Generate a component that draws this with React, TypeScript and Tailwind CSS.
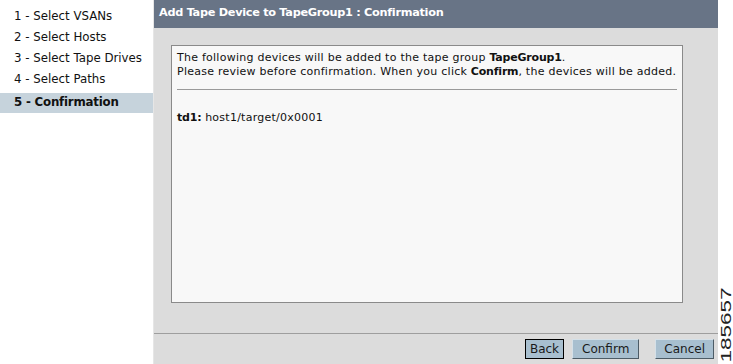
const STEPS = ["1 - Select VSANs", "2 - Select Hosts", "3 - Select Tape Drives", "4 - Select Paths", "5 - Confirmation"]

const font = "font-['DejaVu_Sans',Verdana,sans-serif]"

function Btn({ label, focused, className = "" }: { label: string; focused?: boolean; className?: string }) {
  return (
    <button
      type="button"
      className={
        "h-[20px] bg-[#a8bfcf] text-[12px] leading-none text-[#1a1a1a] border " +
        (focused
          ? "border-black px-[4px] "
          : "border-t-[#d4e0e8] border-l-[#d4e0e8] border-b-[#4d5c66] border-r-[#4d5c66] ") +
        className
      }
    >
      {label}
    </button>
  )
}

export default function App() {
  return (
    <div className={"flex h-[364px] w-[733px] overflow-hidden bg-white " + font}>
      <div className="w-[154px] shrink-0 border-r border-[#e6e6e6] pt-[6px] text-[11.8px] text-[#111]">
        {STEPS.map((s, i) => {
          const last = i === STEPS.length - 1
          return (
            <div
              key={s}
              className={
                last
                  ? "mt-[3px] flex h-[20px] items-center bg-[#c6d3dc] pl-[14px] font-bold tracking-[-0.2px]"
                  : "flex h-[21px] items-center pl-[14px]"
              }
            >
              {s}
            </div>
          )
        })}
      </div>

      <div className="flex w-[564px] shrink-0 flex-col bg-[#dcdcdc]">
        <div className="flex h-[28px] items-center bg-[#687486] pb-px pl-[5px] text-[11.3px] font-bold tracking-[-0.3px] text-white">
          Add Tape Device to TapeGroup1 : Confirmation
        </div>

        <div className="flex-1 pl-[17px] pr-[35px] pt-[17px] pb-[30px]">
          <div className="h-full whitespace-nowrap border border-[#8a8a8a] bg-[#f8f8f8] px-[5px] pt-[5px] text-[11px] leading-[14px] tracking-[0.25px] text-[#111]">
            <p>
              The following devices will be added to the tape group <b className="tracking-[-0.2px]">TapeGroup1</b>.
            </p>
            <p>
              Please review before confirmation. When you click <b className="tracking-[-0.2px]">Confirm</b>, the devices will be added.
            </p>
            <div className="mt-[10px] h-px bg-[#9a9a9a]" />
            <p className="mt-[21px]">
              <b className="tracking-[-0.2px]">td1:</b> host1/target/0x0001
            </p>
          </div>
        </div>

        <div className="flex h-[31px] items-center justify-end gap-[8px] border-t border-[#9e9e9e] pr-[4px]">
          <Btn label="Back" focused />
          <Btn label="Confirm" className="px-[9px]" />
          <Btn label="Cancel" className="ml-[8px] px-[8px]" />
        </div>
      </div>

      <div className="flex flex-1 items-end justify-center pb-[14px]">
        <span className="rotate-180 scale-y-[1.5] font-['Liberation_Sans',Arial,sans-serif] text-[15px] leading-none text-[#222] [writing-mode:vertical-rl]">
          185657
        </span>
      </div>
    </div>
  )
}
# # #
**What you should do**
Transcribe the material exactly, and leave out whatever pictures it holds.

**The result**
Generate a component that draws this with React, TypeScript and Tailwind CSS.
const STEPS = ["1 - Select VSANs", "2 - Select Hosts", "3 - Select Tape Drives", "4 - Select Paths", "5 - Confirmation"]

const font = "font-['DejaVu_Sans',Verdana,sans-serif]"

function Btn({ label, focused, className = "" }: { label: string; focused?: boolean; className?: string }) {
  return (
    <button
      type="button"
      className={
        "h-[20px] bg-[#a8bfcf] text-[12px] leading-none text-[#1a1a1a] border " +
        (focused
          ? "border-black px-[4px] "
          : "border-t-[#d4e0e8] border-l-[#d4e0e8] border-b-[#4d5c66] border-r-[#4d5c66] ") +
        className
      }
    >
      {label}
    </button>
  )
}

export default function App() {
  return (
    <div className={"flex h-[364px] w-[733px] overflow-hidden bg-white " + font}>
      <div className="w-[154px] shrink-0 border-r border-[#e6e6e6] pt-[6px] text-[11.8px] text-[#111]">
        {STEPS.map((s, i) => {
          const last = i === STEPS.length - 1
          return (
            <div
              key={s}
              className={
                last
                  ? "mt-[3px] flex h-[20px] items-center bg-[#c6d3dc] pl-[14px] font-bold tracking-[-0.2px]"
                  : "flex h-[21px] items-center pl-[14px]"
              }
            >
              {s}
            </div>
          )
        })}
      </div>

      <div className="flex w-[564px] shrink-0 flex-col bg-[#dcdcdc]">
        <div className="flex h-[28px] items-center bg-[#687486] pb-px pl-[5px] text-[11.3px] font-bold tracking-[-0.3px] text-white">
          Add Tape Device to TapeGroup1 : Confirmation
        </div>

        <div className="flex-1 pl-[17px] pr-[35px] pt-[17px] pb-[30px]">
          <div className="h-full whitespace-nowrap border border-[#8a8a8a] bg-[#f8f8f8] px-[5px] pt-[5px] text-[11px] leading-[14px] tracking-[0.25px] text-[#111]">
            <p>
              The following devices will be added to the tape group <b className="tracking-[-0.2px]">TapeGroup1</b>.
            </p>
            <p>
              Please review before confirmation. When you click <b className="tracking-[-0.2px]">Confirm</b>, the devices will be added.
            </p>
            <div className="mt-[10px] h-px bg-[#9a9a9a]" />
            <p className="mt-[21px]">
              <b className="tracking-[-0.2px]">td1:</b> host1/target/0x0001
            </p>
          </div>
        </div>

        <div className="flex h-[31px] items-center justify-end gap-[8px] border-t border-[#9e9e9e] pr-[4px]">
          <Btn label="Back" focused />
          <Btn label="Confirm" className="px-[9px]" />
          <Btn label="Cancel" className="ml-[8px] px-[8px]" />
        </div>
      </div>

      <div className="flex flex-1 items-end justify-center pb-[14px]">
        <span className="rotate-180 scale-y-[1.5] font-['Liberation_Sans',Arial,sans-serif] text-[15px] leading-none text-[#222] [writing-mode:vertical-rl]">
          185657
        </span>
      </div>
    </div>
  )
}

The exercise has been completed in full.